Sicherheitsgurte sind Pflicht. Wie viel Sicherheitstechnik sollte gesetzlich vorgeschrieben werden?
Nicht nur Sicherheitsgurte, sondern auch andere sicherheitstechnische Einrichtungen sind im Auto gesetzlich vorgeschrieben – wie etwa ABS, ESP, Airbags oder Kinder­sitze. Sie alle erfüllen den Zweck, Verkehrsunfälle zu vermeiden oder deren Folgen für die Passagiere eines Autos zu vermindern. Aus Sicht des ARCD darf es in diesem Punkt keinerlei Ausrüstungsbe­schrän­kung geben, sofern die jeweilige Technik zuverlässig funktioniert und für den Normalautofahrer bezahlbar ist. Bislang hat sich die Vorgehensweise der Industrie durchaus bewährt, derartige, meist relativ teure Sicherheitstechnik zunächst in höheren Fahrzeugklassen einzuführen, um über allmählich steigende Stückzahlen den Preis senken und sie so für ein breiteres Anwendungsfeld akzeptabel machen zu können. Diese Downgradestrategie hat auch weiterhin Erfolg, wie die Durchdringung der Modellpaletten mit automatischen Notbremssystemen, Abstandsradar oder Toter-Winkel-Warner zeigt. Mit Funktionen, die dem Fahrer weitere Aufgaben abnehmen und die Fahrt überwachen oder managen, wird es künftig wohl ähnlich funktionieren.

In Deutschland scheinen viele Autofahrer Automatik-Lösungen skeptisch gegenüber zustehen, selbst die Kupplung wird im Unterschied zu anderen Ländern regelmäßig selbst bedient. Wie wirken sich derartige mentale Unterschiede auf die Zukunft des Autos aus?

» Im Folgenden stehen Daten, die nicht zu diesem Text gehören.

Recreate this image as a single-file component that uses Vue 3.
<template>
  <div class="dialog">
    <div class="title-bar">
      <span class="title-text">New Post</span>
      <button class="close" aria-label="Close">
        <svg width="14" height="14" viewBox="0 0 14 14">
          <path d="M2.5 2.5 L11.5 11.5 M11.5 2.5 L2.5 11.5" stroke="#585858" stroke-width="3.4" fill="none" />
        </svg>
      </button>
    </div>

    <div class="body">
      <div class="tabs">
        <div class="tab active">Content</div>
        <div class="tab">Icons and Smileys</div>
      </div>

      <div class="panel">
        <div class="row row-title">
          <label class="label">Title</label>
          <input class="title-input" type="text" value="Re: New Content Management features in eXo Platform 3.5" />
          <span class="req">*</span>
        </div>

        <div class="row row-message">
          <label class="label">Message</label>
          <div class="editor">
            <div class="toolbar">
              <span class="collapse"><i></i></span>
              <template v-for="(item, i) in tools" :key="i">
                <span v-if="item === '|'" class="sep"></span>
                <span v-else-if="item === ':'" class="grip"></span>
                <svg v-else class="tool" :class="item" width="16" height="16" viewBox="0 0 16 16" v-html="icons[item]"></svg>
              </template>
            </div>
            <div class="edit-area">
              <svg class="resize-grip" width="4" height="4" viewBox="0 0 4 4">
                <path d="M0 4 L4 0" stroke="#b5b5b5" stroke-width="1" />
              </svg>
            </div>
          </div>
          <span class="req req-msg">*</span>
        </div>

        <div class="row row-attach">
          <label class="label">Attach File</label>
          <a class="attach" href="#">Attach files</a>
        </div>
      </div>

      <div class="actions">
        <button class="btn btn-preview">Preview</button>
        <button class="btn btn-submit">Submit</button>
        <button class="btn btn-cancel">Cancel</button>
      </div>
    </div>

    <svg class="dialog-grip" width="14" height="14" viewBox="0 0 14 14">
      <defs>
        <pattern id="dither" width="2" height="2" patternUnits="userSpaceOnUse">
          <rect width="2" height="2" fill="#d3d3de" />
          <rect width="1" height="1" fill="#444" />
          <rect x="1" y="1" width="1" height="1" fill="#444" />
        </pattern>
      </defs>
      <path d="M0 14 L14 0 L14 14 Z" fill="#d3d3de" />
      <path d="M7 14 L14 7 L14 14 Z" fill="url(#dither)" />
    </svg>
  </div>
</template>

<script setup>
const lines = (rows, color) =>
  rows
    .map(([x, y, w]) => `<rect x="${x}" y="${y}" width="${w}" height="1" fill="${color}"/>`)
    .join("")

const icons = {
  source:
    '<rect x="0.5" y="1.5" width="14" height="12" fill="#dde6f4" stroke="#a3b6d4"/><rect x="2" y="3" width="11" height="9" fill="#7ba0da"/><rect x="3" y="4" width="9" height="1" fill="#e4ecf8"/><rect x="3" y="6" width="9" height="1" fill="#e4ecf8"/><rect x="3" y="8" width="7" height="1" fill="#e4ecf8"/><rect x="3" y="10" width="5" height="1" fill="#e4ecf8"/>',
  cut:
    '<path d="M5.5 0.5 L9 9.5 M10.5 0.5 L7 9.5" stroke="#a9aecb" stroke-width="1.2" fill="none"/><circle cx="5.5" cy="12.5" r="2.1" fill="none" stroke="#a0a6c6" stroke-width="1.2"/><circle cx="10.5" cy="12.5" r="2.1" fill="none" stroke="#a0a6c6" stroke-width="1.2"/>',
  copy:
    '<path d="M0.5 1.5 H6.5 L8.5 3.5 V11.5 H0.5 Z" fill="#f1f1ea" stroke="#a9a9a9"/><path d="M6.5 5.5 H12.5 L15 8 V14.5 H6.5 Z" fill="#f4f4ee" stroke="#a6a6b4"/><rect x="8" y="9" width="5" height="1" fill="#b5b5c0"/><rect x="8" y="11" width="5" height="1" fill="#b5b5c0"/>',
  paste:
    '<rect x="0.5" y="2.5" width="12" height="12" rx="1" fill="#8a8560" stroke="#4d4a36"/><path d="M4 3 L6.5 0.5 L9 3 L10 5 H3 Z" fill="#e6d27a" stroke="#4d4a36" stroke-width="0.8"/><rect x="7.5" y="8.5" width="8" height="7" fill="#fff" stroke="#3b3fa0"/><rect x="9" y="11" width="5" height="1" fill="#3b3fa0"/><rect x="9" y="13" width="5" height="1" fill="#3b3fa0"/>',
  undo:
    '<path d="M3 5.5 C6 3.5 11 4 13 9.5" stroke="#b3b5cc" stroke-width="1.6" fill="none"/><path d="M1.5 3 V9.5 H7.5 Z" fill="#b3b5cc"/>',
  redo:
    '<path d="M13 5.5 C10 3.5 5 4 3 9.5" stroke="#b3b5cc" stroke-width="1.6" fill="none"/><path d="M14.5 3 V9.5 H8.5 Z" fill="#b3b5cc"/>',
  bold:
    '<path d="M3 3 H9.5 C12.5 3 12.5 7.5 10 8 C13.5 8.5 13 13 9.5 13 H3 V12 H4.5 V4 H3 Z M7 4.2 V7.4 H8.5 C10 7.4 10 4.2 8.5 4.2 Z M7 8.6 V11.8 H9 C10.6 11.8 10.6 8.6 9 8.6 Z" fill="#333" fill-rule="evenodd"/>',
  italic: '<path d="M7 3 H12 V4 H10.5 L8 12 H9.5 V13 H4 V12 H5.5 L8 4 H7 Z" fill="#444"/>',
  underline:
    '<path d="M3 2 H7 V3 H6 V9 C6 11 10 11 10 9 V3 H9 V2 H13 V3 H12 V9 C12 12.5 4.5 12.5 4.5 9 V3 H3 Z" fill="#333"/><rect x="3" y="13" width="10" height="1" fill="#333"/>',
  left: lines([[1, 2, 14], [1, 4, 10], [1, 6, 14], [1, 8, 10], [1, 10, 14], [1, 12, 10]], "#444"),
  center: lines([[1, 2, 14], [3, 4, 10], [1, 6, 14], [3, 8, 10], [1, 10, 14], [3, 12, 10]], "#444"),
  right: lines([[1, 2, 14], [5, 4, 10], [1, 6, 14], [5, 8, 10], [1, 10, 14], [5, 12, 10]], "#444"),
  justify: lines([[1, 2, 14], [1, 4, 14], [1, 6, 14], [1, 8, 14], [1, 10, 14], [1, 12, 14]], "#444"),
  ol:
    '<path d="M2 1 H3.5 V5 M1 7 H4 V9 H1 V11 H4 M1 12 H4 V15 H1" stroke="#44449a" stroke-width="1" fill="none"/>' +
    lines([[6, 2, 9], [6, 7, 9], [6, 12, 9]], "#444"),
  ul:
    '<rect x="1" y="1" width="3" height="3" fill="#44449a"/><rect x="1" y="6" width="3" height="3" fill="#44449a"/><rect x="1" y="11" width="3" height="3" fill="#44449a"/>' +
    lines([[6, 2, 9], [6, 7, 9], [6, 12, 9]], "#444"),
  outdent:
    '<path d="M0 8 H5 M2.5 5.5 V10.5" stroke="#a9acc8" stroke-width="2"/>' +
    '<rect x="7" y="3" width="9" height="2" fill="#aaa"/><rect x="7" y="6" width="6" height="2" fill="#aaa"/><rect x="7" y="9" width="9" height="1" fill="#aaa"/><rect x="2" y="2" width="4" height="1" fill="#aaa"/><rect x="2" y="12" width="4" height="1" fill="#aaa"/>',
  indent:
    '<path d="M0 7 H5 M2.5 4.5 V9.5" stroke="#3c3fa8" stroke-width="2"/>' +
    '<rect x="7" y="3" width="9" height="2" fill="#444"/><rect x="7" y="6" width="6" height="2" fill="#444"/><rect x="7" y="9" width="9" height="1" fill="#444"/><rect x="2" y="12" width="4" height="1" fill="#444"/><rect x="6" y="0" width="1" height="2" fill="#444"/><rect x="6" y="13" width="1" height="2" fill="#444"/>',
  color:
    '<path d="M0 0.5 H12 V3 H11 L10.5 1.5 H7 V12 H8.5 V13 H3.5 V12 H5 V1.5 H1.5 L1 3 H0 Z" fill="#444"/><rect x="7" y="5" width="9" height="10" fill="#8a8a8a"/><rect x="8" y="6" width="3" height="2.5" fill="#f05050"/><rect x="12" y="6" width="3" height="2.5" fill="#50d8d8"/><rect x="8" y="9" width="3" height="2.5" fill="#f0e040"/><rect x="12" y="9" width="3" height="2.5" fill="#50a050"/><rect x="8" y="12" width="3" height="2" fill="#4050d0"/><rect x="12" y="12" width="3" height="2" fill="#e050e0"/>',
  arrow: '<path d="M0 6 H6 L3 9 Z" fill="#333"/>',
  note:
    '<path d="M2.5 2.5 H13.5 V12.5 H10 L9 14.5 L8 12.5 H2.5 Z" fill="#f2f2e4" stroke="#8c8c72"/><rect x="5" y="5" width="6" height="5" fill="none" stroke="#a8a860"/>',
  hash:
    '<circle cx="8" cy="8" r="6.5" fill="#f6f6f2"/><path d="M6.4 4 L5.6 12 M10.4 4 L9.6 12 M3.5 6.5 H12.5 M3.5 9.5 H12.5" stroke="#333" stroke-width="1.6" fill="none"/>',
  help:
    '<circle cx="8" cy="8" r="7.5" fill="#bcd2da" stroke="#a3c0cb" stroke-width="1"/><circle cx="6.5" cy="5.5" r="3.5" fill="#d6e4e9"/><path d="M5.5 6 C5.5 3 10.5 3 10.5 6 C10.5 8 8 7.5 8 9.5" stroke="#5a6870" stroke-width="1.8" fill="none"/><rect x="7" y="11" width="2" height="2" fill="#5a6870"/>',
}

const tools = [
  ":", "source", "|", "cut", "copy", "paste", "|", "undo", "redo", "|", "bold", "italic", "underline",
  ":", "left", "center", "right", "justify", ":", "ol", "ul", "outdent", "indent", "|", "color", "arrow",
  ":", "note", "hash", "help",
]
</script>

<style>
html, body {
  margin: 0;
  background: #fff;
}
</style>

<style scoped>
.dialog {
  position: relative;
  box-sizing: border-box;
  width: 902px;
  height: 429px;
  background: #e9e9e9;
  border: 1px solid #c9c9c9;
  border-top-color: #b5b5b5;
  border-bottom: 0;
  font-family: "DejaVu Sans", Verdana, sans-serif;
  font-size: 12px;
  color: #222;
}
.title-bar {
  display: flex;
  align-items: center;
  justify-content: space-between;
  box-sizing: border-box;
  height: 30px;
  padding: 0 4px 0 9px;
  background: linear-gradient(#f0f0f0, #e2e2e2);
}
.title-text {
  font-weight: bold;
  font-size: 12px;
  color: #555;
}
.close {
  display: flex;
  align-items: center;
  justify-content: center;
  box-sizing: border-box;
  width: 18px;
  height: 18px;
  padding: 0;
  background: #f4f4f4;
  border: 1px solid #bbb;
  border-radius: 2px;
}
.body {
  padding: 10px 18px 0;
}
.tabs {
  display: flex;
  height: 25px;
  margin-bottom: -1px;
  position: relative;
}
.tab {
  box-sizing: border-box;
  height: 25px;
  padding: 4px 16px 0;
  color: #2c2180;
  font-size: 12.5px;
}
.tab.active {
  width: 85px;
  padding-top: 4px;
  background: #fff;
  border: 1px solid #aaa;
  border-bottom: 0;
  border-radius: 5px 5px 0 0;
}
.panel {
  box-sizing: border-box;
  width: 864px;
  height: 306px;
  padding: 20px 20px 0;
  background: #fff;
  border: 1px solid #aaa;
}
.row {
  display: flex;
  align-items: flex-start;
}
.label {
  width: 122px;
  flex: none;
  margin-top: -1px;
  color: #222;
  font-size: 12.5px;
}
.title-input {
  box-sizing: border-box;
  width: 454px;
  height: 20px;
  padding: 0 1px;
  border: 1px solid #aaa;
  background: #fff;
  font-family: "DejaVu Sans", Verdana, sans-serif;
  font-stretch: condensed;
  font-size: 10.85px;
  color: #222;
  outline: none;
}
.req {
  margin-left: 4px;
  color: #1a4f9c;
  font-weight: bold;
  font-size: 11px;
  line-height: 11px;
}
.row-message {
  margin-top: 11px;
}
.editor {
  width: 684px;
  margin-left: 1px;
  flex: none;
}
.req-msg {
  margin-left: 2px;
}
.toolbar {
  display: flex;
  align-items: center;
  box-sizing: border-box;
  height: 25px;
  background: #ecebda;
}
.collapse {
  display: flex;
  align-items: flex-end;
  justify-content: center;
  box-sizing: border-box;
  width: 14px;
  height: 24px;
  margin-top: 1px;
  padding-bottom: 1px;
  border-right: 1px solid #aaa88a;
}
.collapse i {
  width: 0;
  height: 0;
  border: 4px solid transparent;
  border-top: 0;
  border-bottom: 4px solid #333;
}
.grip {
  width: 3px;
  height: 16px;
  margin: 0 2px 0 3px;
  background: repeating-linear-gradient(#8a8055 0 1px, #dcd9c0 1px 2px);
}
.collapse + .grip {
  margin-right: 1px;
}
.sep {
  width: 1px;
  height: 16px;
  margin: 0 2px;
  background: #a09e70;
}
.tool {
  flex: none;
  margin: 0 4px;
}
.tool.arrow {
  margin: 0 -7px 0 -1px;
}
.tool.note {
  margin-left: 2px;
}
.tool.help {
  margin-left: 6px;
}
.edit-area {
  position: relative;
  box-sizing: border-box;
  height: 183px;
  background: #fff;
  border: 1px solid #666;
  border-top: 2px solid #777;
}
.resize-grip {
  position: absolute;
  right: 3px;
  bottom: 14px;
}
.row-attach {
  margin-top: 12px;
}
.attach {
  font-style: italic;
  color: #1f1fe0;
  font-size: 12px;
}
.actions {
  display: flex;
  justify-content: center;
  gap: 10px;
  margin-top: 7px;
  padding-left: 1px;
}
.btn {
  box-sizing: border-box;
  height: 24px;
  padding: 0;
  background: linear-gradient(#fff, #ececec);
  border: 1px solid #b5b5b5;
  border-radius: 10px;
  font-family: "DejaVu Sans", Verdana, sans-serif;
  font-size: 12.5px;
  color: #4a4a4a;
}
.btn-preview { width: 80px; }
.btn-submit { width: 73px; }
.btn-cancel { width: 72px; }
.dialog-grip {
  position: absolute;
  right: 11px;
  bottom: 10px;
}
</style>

Die herkömmliche, mit einem relativ schlechten Ruf behaftete Wandlerautomatik oder das automatisierte Getriebe haben als zeitgemäße Alternative zum Handschaltknüppel inzwischen längst ausgedient. An ihre Stelle treten mehr und mehr hochtechnische, bis zu zehngängige Automatik- und Direktschaltgetriebe, die das optimale Drehzahlband eines Verbrennungsmotors bestmöglich ausnutzen und so nicht nur Handarbeit, sondern auch Kraftstoff sparen und Emissionen verringern. Ihnen gehört zweifellos die Zukunft, zumal die Aufpreise dafür kontinuierlich sinken. Bei Elektroautos stellt sich diese Wahlfrage ohnehin nicht: Hier muss sich der Fahrer lediglich zwischen einem Vor- und einem Rückwärtsgang entscheiden.